Restate each of the lines below word for word and drop every picture.

━━━━━━━━━━

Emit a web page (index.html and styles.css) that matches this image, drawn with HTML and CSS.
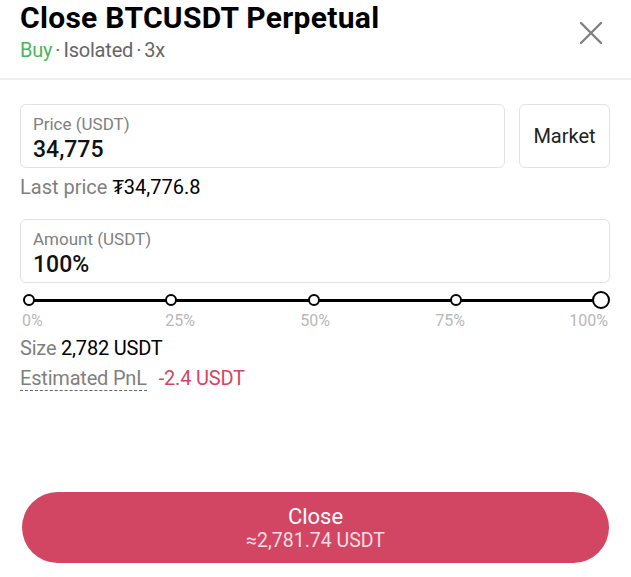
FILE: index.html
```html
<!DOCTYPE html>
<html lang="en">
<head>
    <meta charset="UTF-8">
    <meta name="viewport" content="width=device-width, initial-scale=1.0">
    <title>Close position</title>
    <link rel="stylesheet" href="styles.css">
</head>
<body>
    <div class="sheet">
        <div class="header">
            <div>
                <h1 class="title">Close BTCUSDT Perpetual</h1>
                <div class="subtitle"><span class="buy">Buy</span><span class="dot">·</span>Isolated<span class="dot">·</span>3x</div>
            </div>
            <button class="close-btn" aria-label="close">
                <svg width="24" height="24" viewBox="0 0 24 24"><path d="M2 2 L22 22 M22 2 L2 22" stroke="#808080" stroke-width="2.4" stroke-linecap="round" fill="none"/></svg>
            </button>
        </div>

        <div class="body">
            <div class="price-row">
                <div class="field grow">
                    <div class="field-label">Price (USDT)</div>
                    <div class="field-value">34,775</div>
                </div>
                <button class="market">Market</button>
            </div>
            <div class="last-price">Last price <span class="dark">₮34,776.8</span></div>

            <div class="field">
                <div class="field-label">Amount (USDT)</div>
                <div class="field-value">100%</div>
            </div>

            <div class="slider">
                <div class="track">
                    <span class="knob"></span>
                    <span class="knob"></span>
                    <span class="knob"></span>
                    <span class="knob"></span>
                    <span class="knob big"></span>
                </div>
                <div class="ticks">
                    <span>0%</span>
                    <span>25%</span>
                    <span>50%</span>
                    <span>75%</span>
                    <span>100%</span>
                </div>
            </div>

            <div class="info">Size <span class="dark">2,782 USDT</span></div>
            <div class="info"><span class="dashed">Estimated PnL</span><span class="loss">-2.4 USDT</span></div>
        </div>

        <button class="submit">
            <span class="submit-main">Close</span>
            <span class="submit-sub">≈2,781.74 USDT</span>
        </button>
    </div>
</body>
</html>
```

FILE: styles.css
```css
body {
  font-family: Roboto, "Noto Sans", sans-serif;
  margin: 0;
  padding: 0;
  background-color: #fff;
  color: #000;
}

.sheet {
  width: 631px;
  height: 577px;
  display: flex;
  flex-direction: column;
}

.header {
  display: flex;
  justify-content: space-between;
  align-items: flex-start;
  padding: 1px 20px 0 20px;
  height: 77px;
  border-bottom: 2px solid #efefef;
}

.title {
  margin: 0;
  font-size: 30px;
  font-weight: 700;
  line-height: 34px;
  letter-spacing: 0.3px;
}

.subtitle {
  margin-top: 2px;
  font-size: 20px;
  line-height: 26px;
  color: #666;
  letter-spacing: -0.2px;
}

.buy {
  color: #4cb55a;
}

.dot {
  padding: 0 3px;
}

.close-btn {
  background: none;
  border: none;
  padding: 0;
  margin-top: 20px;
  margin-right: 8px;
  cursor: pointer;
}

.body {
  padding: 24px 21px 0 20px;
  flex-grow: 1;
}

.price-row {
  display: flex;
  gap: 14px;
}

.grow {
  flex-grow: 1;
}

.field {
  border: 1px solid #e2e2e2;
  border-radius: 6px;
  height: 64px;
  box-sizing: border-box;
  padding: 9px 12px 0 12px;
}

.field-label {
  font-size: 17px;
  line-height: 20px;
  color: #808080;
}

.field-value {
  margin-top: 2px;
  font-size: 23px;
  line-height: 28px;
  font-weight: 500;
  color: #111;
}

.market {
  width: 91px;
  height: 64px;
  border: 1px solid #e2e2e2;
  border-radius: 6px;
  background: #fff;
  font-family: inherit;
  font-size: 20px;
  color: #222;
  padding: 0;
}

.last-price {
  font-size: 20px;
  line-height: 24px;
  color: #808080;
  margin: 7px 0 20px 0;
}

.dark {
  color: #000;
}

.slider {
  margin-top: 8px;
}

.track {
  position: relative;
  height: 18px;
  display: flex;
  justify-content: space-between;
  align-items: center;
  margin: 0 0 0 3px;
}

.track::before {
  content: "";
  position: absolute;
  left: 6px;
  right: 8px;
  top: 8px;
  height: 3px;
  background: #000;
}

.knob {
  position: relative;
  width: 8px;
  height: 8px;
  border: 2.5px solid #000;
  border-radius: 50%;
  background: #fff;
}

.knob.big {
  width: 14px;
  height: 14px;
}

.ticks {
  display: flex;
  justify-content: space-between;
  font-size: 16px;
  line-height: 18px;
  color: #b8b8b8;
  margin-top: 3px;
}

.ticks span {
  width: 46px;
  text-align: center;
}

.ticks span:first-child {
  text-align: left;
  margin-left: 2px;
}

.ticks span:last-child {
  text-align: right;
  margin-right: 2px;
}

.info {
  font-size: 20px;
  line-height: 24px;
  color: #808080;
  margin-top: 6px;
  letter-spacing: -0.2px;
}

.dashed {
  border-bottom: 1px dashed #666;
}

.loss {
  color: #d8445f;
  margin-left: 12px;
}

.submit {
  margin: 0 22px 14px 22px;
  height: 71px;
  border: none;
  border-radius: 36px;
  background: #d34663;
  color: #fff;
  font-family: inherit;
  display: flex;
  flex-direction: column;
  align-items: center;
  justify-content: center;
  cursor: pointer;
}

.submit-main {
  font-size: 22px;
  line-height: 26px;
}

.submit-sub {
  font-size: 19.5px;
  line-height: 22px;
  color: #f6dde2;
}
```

━━━━━━━━━━

### [IN RESPONSE]
Emit a web page (index.html and styles.css) that matches this image, drawn with HTML and CSS.
FILE: index.html
```html
<!DOCTYPE html>
<html lang="en">
<head>
    <meta charset="UTF-8">
    <meta name="viewport" content="width=device-width, initial-scale=1.0">
    <title>Close position</title>
    <link rel="stylesheet" href="styles.css">
</head>
<body>
    <div class="sheet">
        <div class="header">
            <div>
                <h1 class="title">Close BTCUSDT Perpetual</h1>
                <div class="subtitle"><span class="buy">Buy</span><span class="dot">·</span>Isolated<span class="dot">·</span>3x</div>
            </div>
            <button class="close-btn" aria-label="close">
                <svg width="24" height="24" viewBox="0 0 24 24"><path d="M2 2 L22 22 M22 2 L2 22" stroke="#808080" stroke-width="2.4" stroke-linecap="round" fill="none"/></svg>
            </button>
        </div>

        <div class="body">
            <div class="price-row">
                <div class="field grow">
                    <div class="field-label">Price (USDT)</div>
                    <div class="field-value">34,775</div>
                </div>
                <button class="market">Market</button>
            </div>
            <div class="last-price">Last price <span class="dark">₮34,776.8</span></div>

            <div class="field">
                <div class="field-label">Amount (USDT)</div>
                <div class="field-value">100%</div>
            </div>

            <div class="slider">
                <div class="track">
                    <span class="knob"></span>
                    <span class="knob"></span>
                    <span class="knob"></span>
                    <span class="knob"></span>
                    <span class="knob big"></span>
                </div>
                <div class="ticks">
                    <span>0%</span>
                    <span>25%</span>
                    <span>50%</span>
                    <span>75%</span>
                    <span>100%</span>
                </div>
            </div>

            <div class="info">Size <span class="dark">2,782 USDT</span></div>
            <div class="info"><span class="dashed">Estimated PnL</span><span class="loss">-2.4 USDT</span></div>
        </div>

        <button class="submit">
            <span class="submit-main">Close</span>
            <span class="submit-sub">≈2,781.74 USDT</span>
        </button>
    </div>
</body>
</html>
```

FILE: styles.css
```css
body {
  font-family: Roboto, "Noto Sans", sans-serif;
  margin: 0;
  padding: 0;
  background-color: #fff;
  color: #000;
}

.sheet {
  width: 631px;
  height: 577px;
  display: flex;
  flex-direction: column;
}

.header {
  display: flex;
  justify-content: space-between;
  align-items: flex-start;
  padding: 1px 20px 0 20px;
  height: 77px;
  border-bottom: 2px solid #efefef;
}

.title {
  margin: 0;
  font-size: 30px;
  font-weight: 700;
  line-height: 34px;
  letter-spacing: 0.3px;
}

.subtitle {
  margin-top: 2px;
  font-size: 20px;
  line-height: 26px;
  color: #666;
  letter-spacing: -0.2px;
}

.buy {
  color: #4cb55a;
}

.dot {
  padding: 0 3px;
}

.close-btn {
  background: none;
  border: none;
  padding: 0;
  margin-top: 20px;
  margin-right: 8px;
  cursor: pointer;
}

.body {
  padding: 24px 21px 0 20px;
  flex-grow: 1;
}

.price-row {
  display: flex;
  gap: 14px;
}

.grow {
  flex-grow: 1;
}

.field {
  border: 1px solid #e2e2e2;
  border-radius: 6px;
  height: 64px;
  box-sizing: border-box;
  padding: 9px 12px 0 12px;
}

.field-label {
  font-size: 17px;
  line-height: 20px;
  color: #808080;
}

.field-value {
  margin-top: 2px;
  font-size: 23px;
  line-height: 28px;
  font-weight: 500;
  color: #111;
}

.market {
  width: 91px;
  height: 64px;
  border: 1px solid #e2e2e2;
  border-radius: 6px;
  background: #fff;
  font-family: inherit;
  font-size: 20px;
  color: #222;
  padding: 0;
}

.last-price {
  font-size: 20px;
  line-height: 24px;
  color: #808080;
  margin: 7px 0 20px 0;
}

.dark {
  color: #000;
}

.slider {
  margin-top: 8px;
}

.track {
  position: relative;
  height: 18px;
  display: flex;
  justify-content: space-between;
  align-items: center;
  margin: 0 0 0 3px;
}

.track::before {
  content: "";
  position: absolute;
  left: 6px;
  right: 8px;
  top: 8px;
  height: 3px;
  background: #000;
}

.knob {
  position: relative;
  width: 8px;
  height: 8px;
  border: 2.5px solid #000;
  border-radius: 50%;
  background: #fff;
}

.knob.big {
  width: 14px;
  height: 14px;
}

.ticks {
  display: flex;
  justify-content: space-between;
  font-size: 16px;
  line-height: 18px;
  color: #b8b8b8;
  margin-top: 3px;
}

.ticks span {
  width: 46px;
  text-align: center;
}

.ticks span:first-child {
  text-align: left;
  margin-left: 2px;
}

.ticks span:last-child {
  text-align: right;
  margin-right: 2px;
}

.info {
  font-size: 20px;
  line-height: 24px;
  color: #808080;
  margin-top: 6px;
  letter-spacing: -0.2px;
}

.dashed {
  border-bottom: 1px dashed #666;
}

.loss {
  color: #d8445f;
  margin-left: 12px;
}

.submit {
  margin: 0 22px 14px 22px;
  height: 71px;
  border: none;
  border-radius: 36px;
  background: #d34663;
  color: #fff;
  font-family: inherit;
  display: flex;
  flex-direction: column;
  align-items: center;
  justify-content: center;
  cursor: pointer;
}

.submit-main {
  font-size: 22px;
  line-height: 26px;
}

.submit-sub {
  font-size: 19.5px;
  line-height: 22px;
  color: #f6dde2;
}
```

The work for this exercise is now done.